* **Required work**: Exactly reproduce the entries, dropping any pictures from your copy.
- - - - - - -
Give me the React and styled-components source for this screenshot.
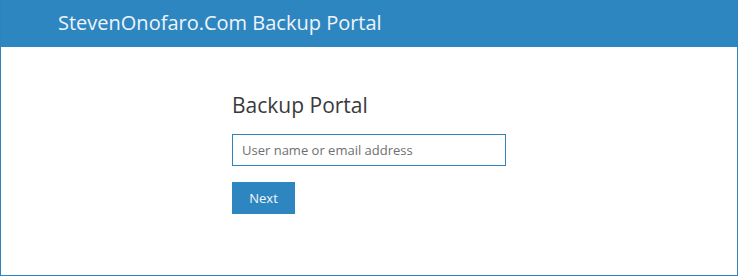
import React from "react";
import styled, { createGlobalStyle } from "styled-components";

const Global = createGlobalStyle`
  html, body { margin: 0; padding: 0; background: #fff; }
  body { font-family: "Open Sans", "Noto Sans", sans-serif; }
  * { box-sizing: border-box; }
`;

const Frame = styled.div`
  width: 738px;
  height: 276px;
  border: 1px solid #2e82bd;
  border-top: none;
  display: flex;
  flex-direction: column;
  overflow: hidden;
`;

const Header = styled.header`
  height: 47px;
  margin: 0 -1px;
  background: #2e86c1;
  display: flex;
  align-items: center;
  padding-left: 58px;
  padding-bottom: 2px;
`;

const Brand = styled.h1`
  margin: 0;
  font-size: 20px;
  font-weight: 400;
  color: #eef4fa;
  letter-spacing: 0;
`;

const Main = styled.main`
  flex: 1;
  padding: 45px 0 0 231px;
`;

const Form = styled.form`
  width: 274px;
  display: flex;
  flex-direction: column;
  align-items: flex-start;
`;

const Title = styled.h2`
  margin: 0 0 15px;
  font-size: 21px;
  line-height: 27px;
  font-weight: 400;
  color: #3a3a3a;
`;

const Input = styled.input`
  width: 274px;
  height: 32px;
  border: 1px solid #2e82bd;
  padding: 0 9px;
  font-family: inherit;
  font-size: 13px;
  color: #333;
  outline: none;
  &::placeholder { color: #6f6f6f; }
`;

const Button = styled.button`
  margin-top: 16px;
  width: 63px;
  height: 32px;
  border: none;
  background: #2e86c1;
  color: #f3f8fc;
  font-family: inherit;
  font-size: 13px;
  padding: 0;
  cursor: pointer;
`;

export default function App() {
  return (
    <>
      <Global />
      <Frame>
        <Header>
          <Brand>StevenOnofaro.Com Backup Portal</Brand>
        </Header>
        <Main>
          <Form onSubmit={(e) => e.preventDefault()}>
            <Title>Backup Portal</Title>
            <Input type="text" placeholder="User name or email address" />
            <Button type="submit">Next</Button>
          </Form>
        </Main>
      </Frame>
    </>
  );
}
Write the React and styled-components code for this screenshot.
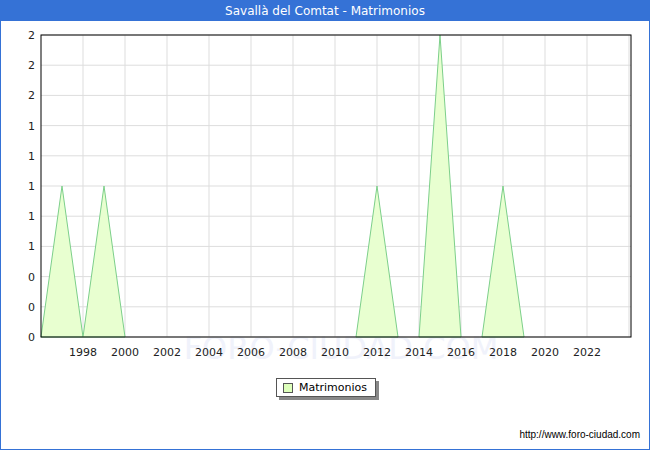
- - - - - - -
* **Reply**:
Give me the React and styled-components source for this screenshot.
import React from "react";
import styled, { createGlobalStyle } from "styled-components";

const Global = createGlobalStyle`
  html, body { margin: 0; padding: 0; background: #fff; }
  body { font-family: "Open Sans", "Noto Sans", sans-serif; }
  * { box-sizing: border-box; }
`;

const Frame = styled.div`
  width: 738px;
  height: 276px;
  border: 1px solid #2e82bd;
  border-top: none;
  display: flex;
  flex-direction: column;
  overflow: hidden;
`;

const Header = styled.header`
  height: 47px;
  margin: 0 -1px;
  background: #2e86c1;
  display: flex;
  align-items: center;
  padding-left: 58px;
  padding-bottom: 2px;
`;

const Brand = styled.h1`
  margin: 0;
  font-size: 20px;
  font-weight: 400;
  color: #eef4fa;
  letter-spacing: 0;
`;

const Main = styled.main`
  flex: 1;
  padding: 45px 0 0 231px;
`;

const Form = styled.form`
  width: 274px;
  display: flex;
  flex-direction: column;
  align-items: flex-start;
`;

const Title = styled.h2`
  margin: 0 0 15px;
  font-size: 21px;
  line-height: 27px;
  font-weight: 400;
  color: #3a3a3a;
`;

const Input = styled.input`
  width: 274px;
  height: 32px;
  border: 1px solid #2e82bd;
  padding: 0 9px;
  font-family: inherit;
  font-size: 13px;
  color: #333;
  outline: none;
  &::placeholder { color: #6f6f6f; }
`;

const Button = styled.button`
  margin-top: 16px;
  width: 63px;
  height: 32px;
  border: none;
  background: #2e86c1;
  color: #f3f8fc;
  font-family: inherit;
  font-size: 13px;
  padding: 0;
  cursor: pointer;
`;

export default function App() {
  return (
    <>
      <Global />
      <Frame>
        <Header>
          <Brand>StevenOnofaro.Com Backup Portal</Brand>
        </Header>
        <Main>
          <Form onSubmit={(e) => e.preventDefault()}>
            <Title>Backup Portal</Title>
            <Input type="text" placeholder="User name or email address" />
            <Button type="submit">Next</Button>
          </Form>
        </Main>
      </Frame>
    </>
  );
}
Write the React and styled-components code for this screenshot.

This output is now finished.